Gather every line holding the string "this".

- - -

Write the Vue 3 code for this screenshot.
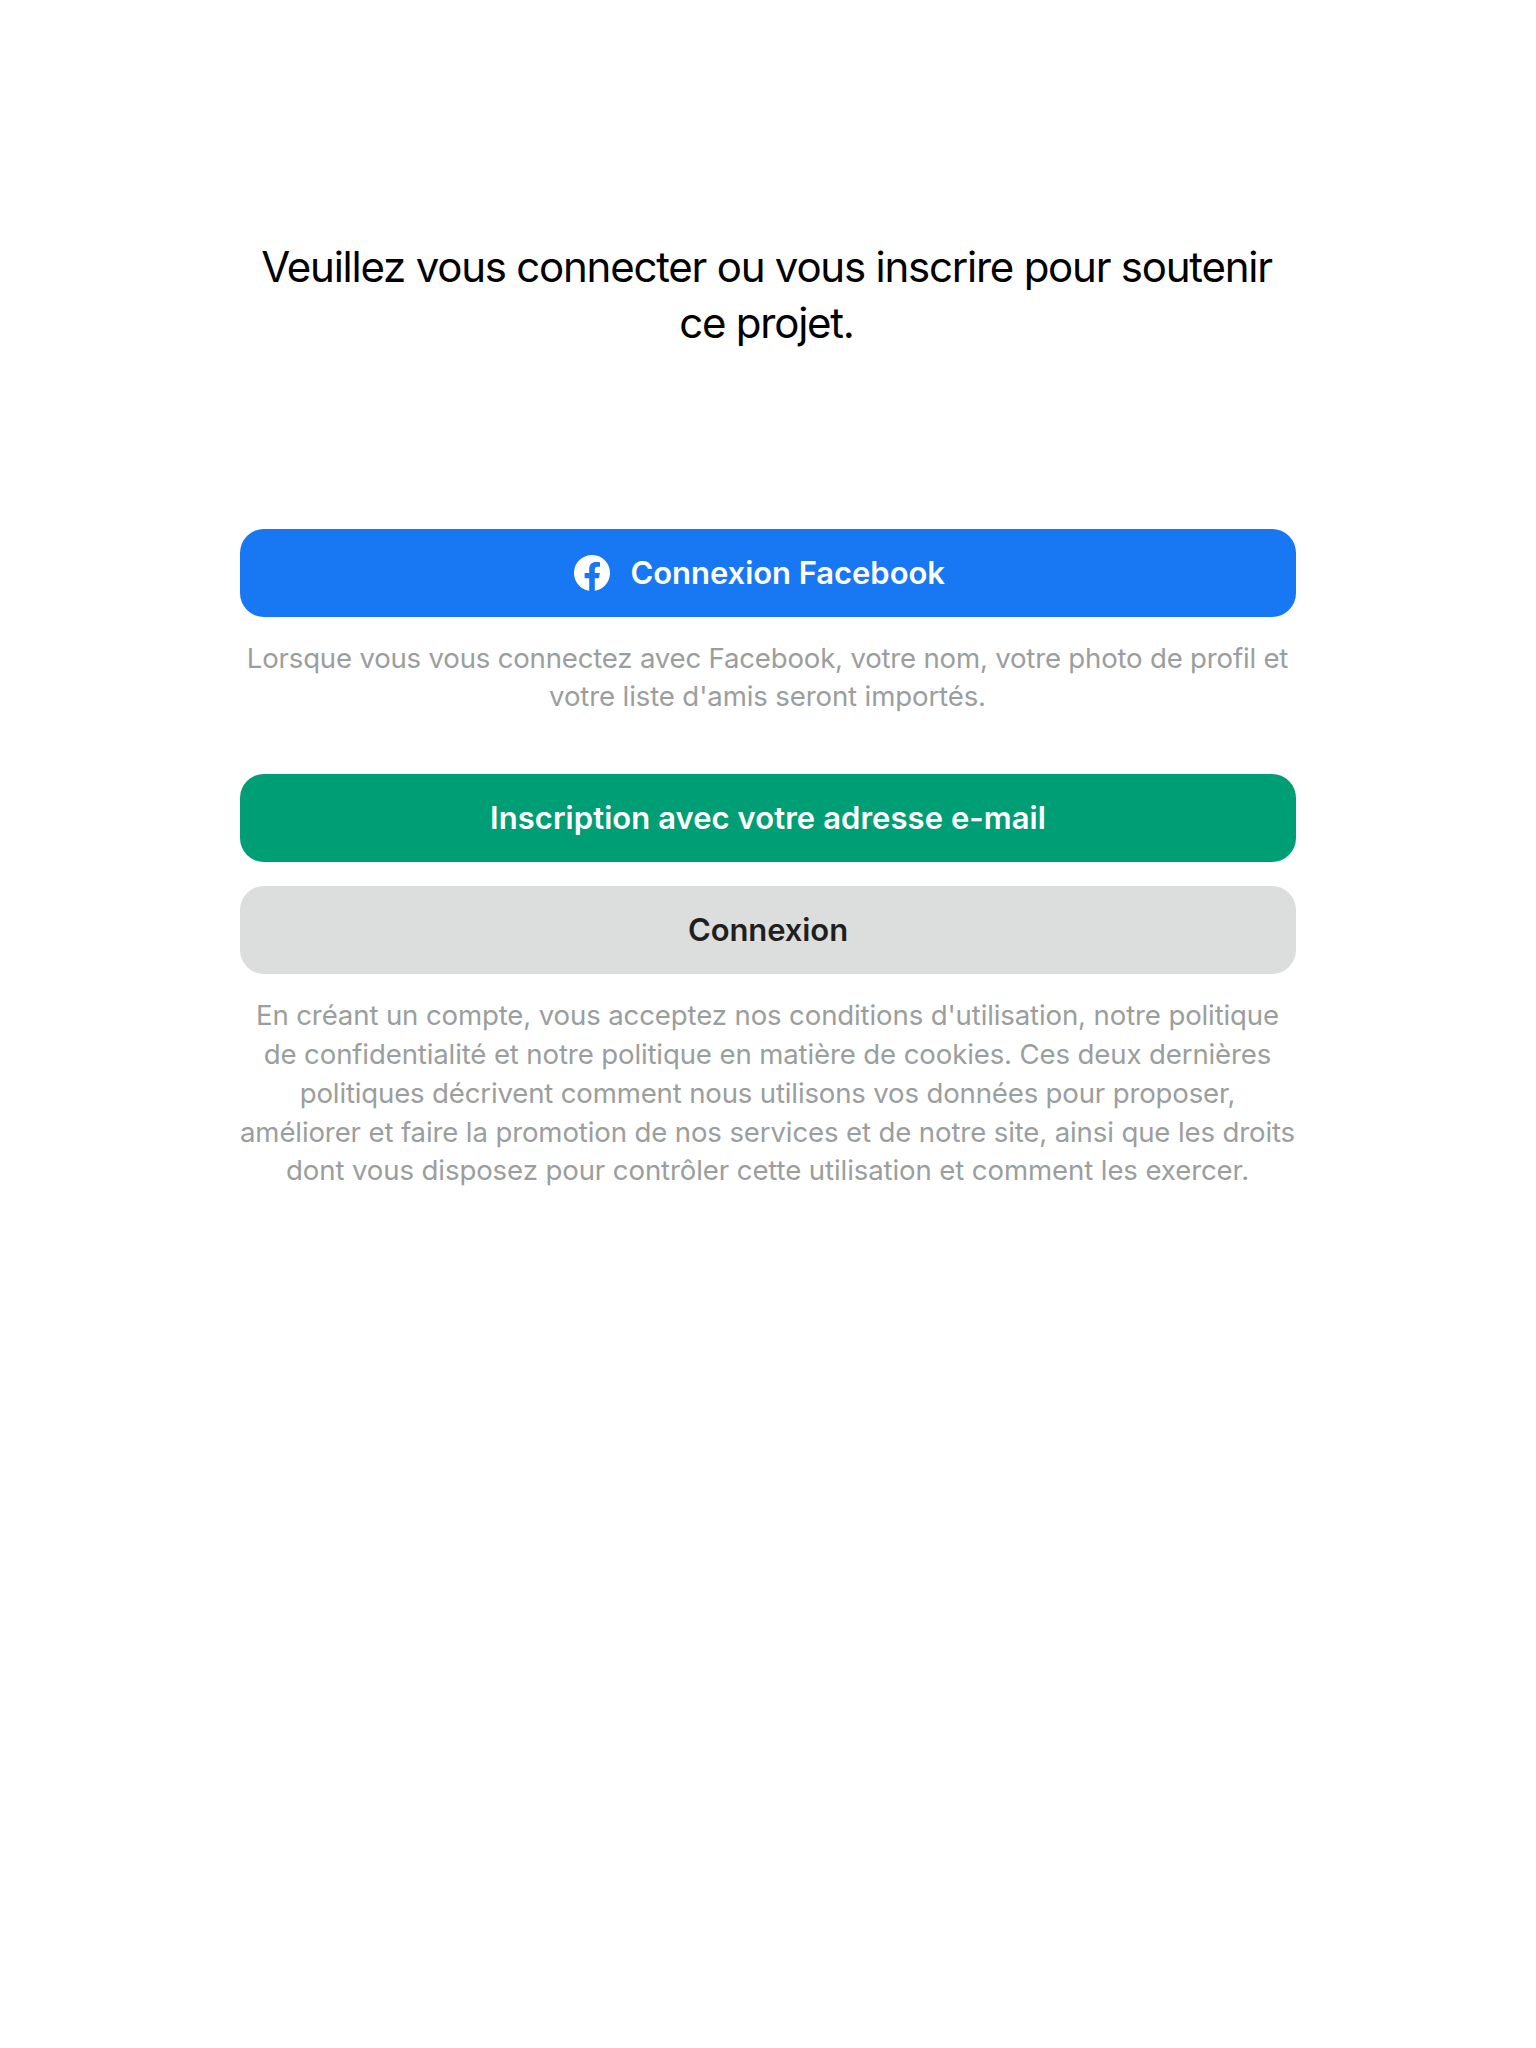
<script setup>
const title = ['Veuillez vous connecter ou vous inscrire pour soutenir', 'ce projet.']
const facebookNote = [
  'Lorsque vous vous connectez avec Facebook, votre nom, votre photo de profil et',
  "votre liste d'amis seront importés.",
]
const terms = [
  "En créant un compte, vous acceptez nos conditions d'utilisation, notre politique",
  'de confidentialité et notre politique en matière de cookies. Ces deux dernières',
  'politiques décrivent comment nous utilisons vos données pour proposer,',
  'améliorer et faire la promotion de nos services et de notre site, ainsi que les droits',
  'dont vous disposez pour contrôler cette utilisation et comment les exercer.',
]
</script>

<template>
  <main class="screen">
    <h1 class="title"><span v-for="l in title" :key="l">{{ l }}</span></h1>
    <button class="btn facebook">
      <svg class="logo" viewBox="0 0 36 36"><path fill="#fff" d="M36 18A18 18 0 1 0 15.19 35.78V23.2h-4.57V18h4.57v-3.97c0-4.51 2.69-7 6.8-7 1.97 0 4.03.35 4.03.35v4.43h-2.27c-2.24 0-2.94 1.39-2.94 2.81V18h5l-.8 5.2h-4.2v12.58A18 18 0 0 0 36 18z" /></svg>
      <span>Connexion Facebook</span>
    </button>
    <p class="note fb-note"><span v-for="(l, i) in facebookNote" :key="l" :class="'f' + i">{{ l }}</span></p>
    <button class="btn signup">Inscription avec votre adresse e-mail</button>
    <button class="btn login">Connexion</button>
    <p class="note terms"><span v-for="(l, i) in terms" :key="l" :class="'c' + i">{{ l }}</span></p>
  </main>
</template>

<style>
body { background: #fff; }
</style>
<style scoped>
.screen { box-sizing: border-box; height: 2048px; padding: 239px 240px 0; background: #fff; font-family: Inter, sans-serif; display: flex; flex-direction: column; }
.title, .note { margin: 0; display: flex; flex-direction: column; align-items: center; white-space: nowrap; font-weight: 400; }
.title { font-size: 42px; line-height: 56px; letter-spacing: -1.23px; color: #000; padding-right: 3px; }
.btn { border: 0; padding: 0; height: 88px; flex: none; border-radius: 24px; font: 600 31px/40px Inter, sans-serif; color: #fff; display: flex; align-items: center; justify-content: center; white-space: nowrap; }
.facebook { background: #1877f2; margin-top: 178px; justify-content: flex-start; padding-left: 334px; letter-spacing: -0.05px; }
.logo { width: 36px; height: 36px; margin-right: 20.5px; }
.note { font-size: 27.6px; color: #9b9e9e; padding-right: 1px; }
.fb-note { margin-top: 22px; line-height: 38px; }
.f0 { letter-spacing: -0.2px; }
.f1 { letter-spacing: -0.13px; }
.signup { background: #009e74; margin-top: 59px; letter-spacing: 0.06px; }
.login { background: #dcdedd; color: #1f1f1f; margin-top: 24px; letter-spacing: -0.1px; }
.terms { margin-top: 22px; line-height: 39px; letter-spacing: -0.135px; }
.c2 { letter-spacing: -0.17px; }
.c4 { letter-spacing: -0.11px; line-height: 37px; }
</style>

- - -

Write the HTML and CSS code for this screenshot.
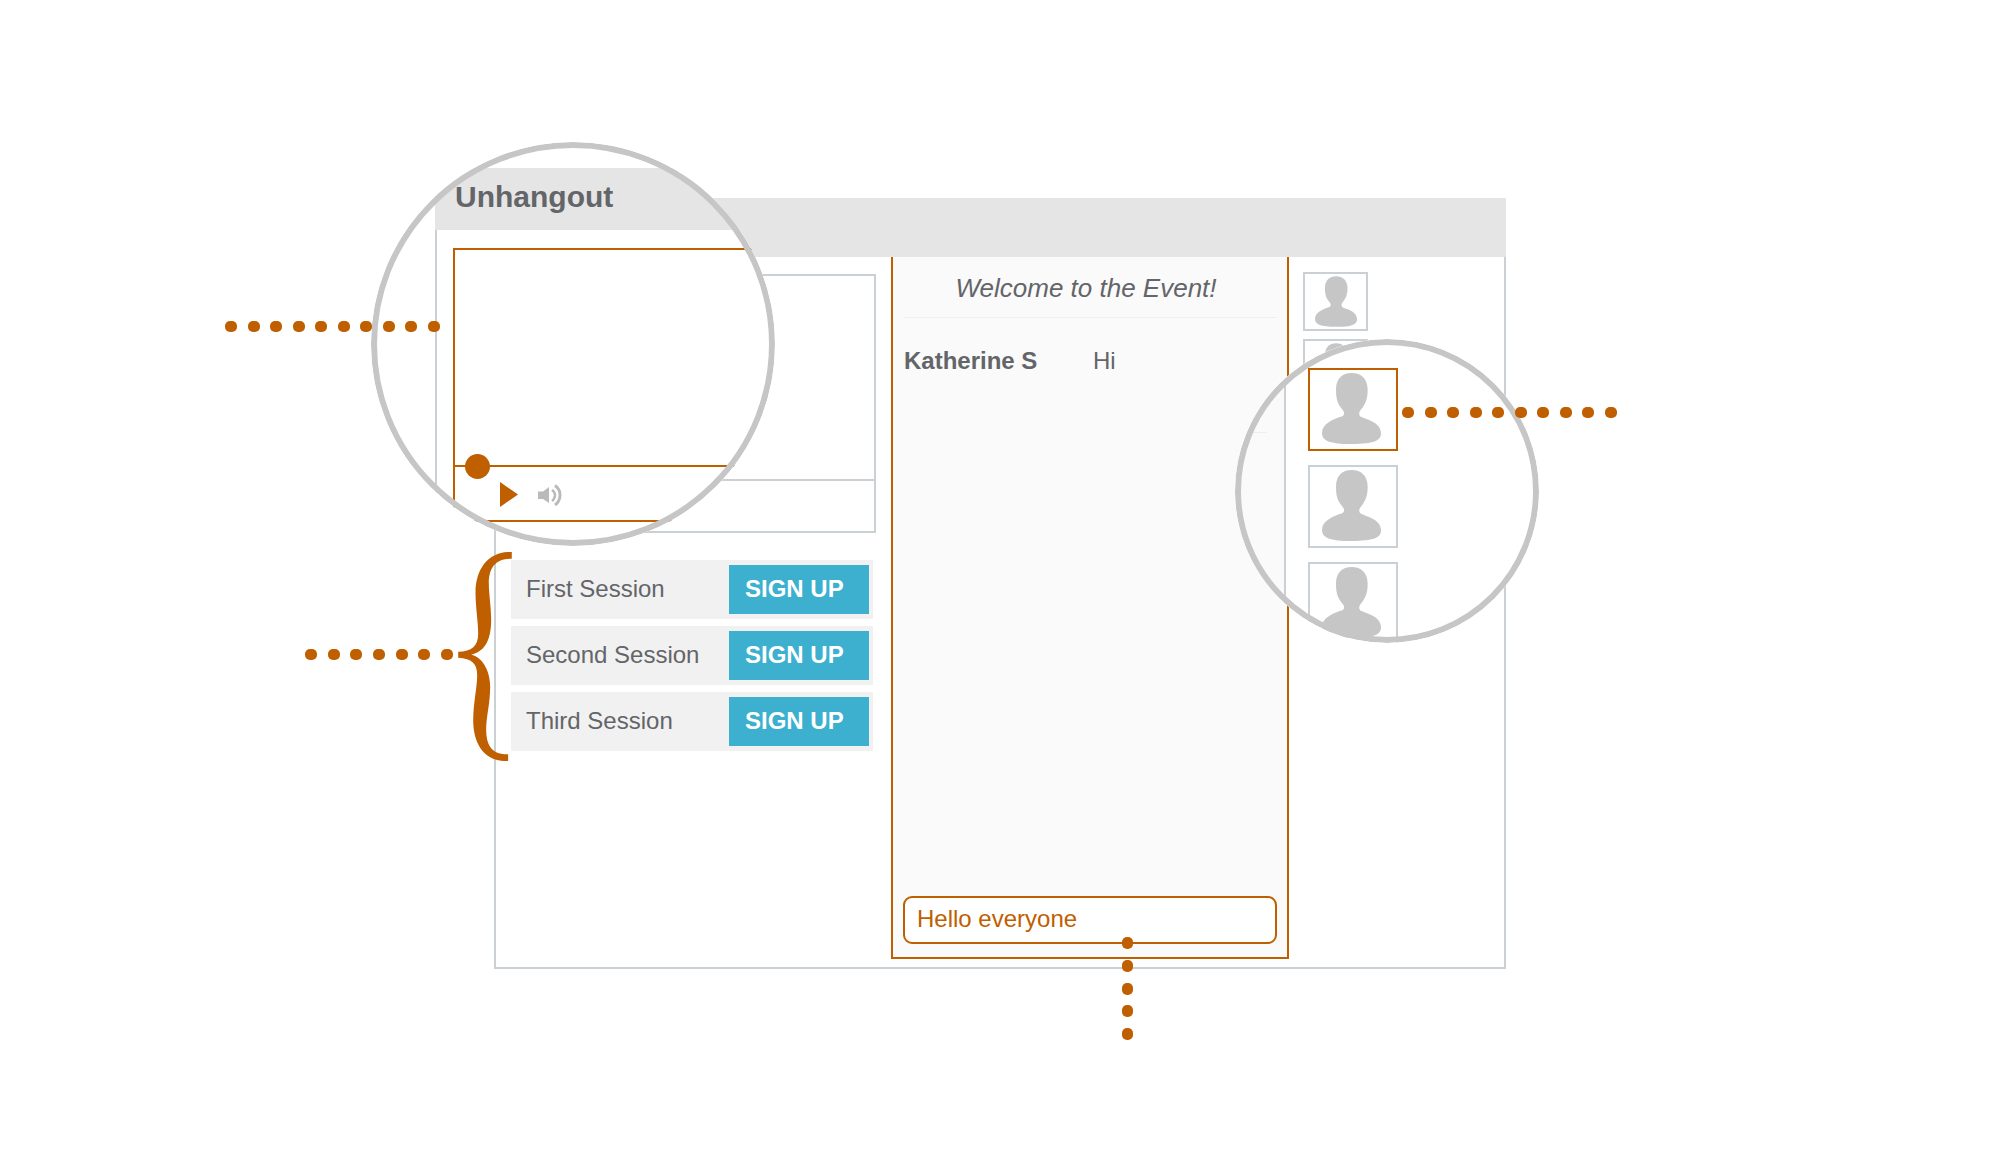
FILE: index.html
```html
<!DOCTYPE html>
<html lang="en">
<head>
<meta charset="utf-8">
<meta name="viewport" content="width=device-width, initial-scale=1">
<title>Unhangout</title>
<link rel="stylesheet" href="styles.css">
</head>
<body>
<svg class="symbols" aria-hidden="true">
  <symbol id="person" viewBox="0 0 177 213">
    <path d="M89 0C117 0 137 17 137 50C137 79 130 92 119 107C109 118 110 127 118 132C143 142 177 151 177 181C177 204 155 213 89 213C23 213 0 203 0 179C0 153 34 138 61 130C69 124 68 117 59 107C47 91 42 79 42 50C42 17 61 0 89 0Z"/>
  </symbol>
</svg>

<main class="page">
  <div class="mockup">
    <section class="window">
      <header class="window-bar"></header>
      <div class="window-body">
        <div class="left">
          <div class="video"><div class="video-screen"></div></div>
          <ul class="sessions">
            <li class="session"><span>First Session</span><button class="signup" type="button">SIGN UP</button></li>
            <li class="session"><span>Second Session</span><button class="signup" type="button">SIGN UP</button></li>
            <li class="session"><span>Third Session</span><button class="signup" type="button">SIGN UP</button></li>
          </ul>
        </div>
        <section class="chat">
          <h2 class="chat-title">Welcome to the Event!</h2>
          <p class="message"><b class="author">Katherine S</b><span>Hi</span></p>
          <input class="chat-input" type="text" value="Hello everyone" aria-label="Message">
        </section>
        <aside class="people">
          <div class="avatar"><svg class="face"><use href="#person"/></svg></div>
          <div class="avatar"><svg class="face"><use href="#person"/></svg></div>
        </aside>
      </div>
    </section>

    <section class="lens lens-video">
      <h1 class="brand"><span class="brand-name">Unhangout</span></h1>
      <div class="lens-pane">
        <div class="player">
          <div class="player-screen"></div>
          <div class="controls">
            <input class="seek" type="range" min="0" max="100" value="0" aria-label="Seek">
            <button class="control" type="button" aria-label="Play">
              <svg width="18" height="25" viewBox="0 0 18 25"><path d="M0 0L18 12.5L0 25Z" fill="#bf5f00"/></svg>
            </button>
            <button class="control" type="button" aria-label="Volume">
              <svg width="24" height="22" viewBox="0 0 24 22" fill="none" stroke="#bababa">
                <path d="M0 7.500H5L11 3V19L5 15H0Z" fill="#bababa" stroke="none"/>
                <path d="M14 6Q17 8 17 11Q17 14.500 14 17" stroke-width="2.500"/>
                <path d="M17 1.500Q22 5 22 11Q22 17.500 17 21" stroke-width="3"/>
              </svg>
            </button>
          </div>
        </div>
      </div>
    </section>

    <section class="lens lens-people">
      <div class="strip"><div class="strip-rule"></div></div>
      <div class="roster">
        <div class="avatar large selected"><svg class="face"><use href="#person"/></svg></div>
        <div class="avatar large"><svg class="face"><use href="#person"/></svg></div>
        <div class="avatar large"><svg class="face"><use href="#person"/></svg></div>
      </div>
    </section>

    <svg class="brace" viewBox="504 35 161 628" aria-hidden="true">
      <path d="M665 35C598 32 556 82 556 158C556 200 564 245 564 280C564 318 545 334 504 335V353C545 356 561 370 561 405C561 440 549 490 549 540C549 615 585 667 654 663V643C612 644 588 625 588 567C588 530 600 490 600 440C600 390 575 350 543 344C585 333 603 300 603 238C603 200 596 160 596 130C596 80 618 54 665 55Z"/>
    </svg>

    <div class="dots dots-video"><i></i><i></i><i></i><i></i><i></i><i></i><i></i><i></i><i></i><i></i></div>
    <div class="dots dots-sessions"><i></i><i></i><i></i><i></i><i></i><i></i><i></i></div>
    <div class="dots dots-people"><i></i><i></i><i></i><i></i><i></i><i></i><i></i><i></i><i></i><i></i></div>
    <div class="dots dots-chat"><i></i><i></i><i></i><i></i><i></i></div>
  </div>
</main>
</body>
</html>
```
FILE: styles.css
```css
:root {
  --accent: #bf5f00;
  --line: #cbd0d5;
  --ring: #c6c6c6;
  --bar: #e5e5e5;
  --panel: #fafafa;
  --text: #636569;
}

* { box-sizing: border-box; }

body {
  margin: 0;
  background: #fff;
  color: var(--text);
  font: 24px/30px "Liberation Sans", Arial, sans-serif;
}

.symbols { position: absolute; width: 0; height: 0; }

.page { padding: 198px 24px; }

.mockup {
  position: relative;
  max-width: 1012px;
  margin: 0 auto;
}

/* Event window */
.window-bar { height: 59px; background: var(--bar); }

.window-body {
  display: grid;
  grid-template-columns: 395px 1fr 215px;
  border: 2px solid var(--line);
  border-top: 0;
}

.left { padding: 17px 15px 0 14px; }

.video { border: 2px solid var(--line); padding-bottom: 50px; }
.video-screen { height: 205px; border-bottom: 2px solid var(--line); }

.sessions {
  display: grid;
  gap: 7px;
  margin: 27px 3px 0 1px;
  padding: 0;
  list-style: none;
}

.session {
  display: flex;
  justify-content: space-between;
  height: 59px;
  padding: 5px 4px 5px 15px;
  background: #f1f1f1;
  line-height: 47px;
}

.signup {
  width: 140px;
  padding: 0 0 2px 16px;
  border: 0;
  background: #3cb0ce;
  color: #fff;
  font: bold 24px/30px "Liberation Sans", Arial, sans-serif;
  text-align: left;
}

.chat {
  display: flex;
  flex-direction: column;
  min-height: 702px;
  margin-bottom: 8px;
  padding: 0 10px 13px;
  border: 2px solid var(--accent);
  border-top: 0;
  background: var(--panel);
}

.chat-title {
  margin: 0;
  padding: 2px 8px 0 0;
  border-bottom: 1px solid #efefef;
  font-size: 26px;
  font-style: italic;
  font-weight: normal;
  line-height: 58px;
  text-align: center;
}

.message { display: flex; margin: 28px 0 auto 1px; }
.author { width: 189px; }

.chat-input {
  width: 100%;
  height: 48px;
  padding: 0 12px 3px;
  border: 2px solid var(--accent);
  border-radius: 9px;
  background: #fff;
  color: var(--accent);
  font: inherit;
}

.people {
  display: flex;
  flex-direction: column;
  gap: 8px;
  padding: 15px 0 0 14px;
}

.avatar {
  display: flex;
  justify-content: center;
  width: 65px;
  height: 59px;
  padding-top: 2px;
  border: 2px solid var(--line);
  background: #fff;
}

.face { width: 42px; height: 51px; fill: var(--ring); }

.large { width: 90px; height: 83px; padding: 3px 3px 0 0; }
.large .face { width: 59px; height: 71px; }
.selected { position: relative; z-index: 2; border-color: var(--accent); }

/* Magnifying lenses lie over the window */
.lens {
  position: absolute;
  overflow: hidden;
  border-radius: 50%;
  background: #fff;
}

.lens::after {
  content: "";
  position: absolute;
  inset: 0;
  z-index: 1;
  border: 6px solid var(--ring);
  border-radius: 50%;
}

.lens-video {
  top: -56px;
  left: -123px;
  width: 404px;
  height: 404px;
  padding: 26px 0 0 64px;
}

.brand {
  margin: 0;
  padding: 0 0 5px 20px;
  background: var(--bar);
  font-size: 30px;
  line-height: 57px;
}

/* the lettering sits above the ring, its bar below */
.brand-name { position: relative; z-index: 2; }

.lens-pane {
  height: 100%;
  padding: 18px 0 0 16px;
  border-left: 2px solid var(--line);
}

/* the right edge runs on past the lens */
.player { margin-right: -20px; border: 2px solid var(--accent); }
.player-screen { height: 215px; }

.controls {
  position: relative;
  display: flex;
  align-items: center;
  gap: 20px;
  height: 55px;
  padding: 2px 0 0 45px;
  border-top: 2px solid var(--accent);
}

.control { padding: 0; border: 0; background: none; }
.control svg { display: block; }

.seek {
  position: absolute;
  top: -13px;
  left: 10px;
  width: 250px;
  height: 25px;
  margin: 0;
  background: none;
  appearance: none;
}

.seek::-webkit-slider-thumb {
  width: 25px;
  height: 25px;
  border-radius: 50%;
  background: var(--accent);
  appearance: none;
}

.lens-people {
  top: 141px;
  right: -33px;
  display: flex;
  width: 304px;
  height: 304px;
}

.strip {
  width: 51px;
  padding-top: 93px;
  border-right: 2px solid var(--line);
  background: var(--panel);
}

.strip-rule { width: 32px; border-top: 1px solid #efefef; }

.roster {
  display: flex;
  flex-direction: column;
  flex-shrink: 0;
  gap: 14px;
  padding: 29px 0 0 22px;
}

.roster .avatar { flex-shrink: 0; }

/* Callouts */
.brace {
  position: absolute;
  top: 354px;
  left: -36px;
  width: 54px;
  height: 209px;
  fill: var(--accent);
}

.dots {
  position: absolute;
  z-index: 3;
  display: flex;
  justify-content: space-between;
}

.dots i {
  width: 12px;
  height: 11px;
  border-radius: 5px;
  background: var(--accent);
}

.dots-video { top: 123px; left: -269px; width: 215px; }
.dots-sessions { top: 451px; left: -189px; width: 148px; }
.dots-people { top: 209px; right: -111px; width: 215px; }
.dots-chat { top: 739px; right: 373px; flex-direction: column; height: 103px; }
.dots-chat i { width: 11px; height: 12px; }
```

- - -

[RESPONSE TO THE TASK]
Write the Vue 3 code for this screenshot.
Write the HTML and CSS code for this screenshot.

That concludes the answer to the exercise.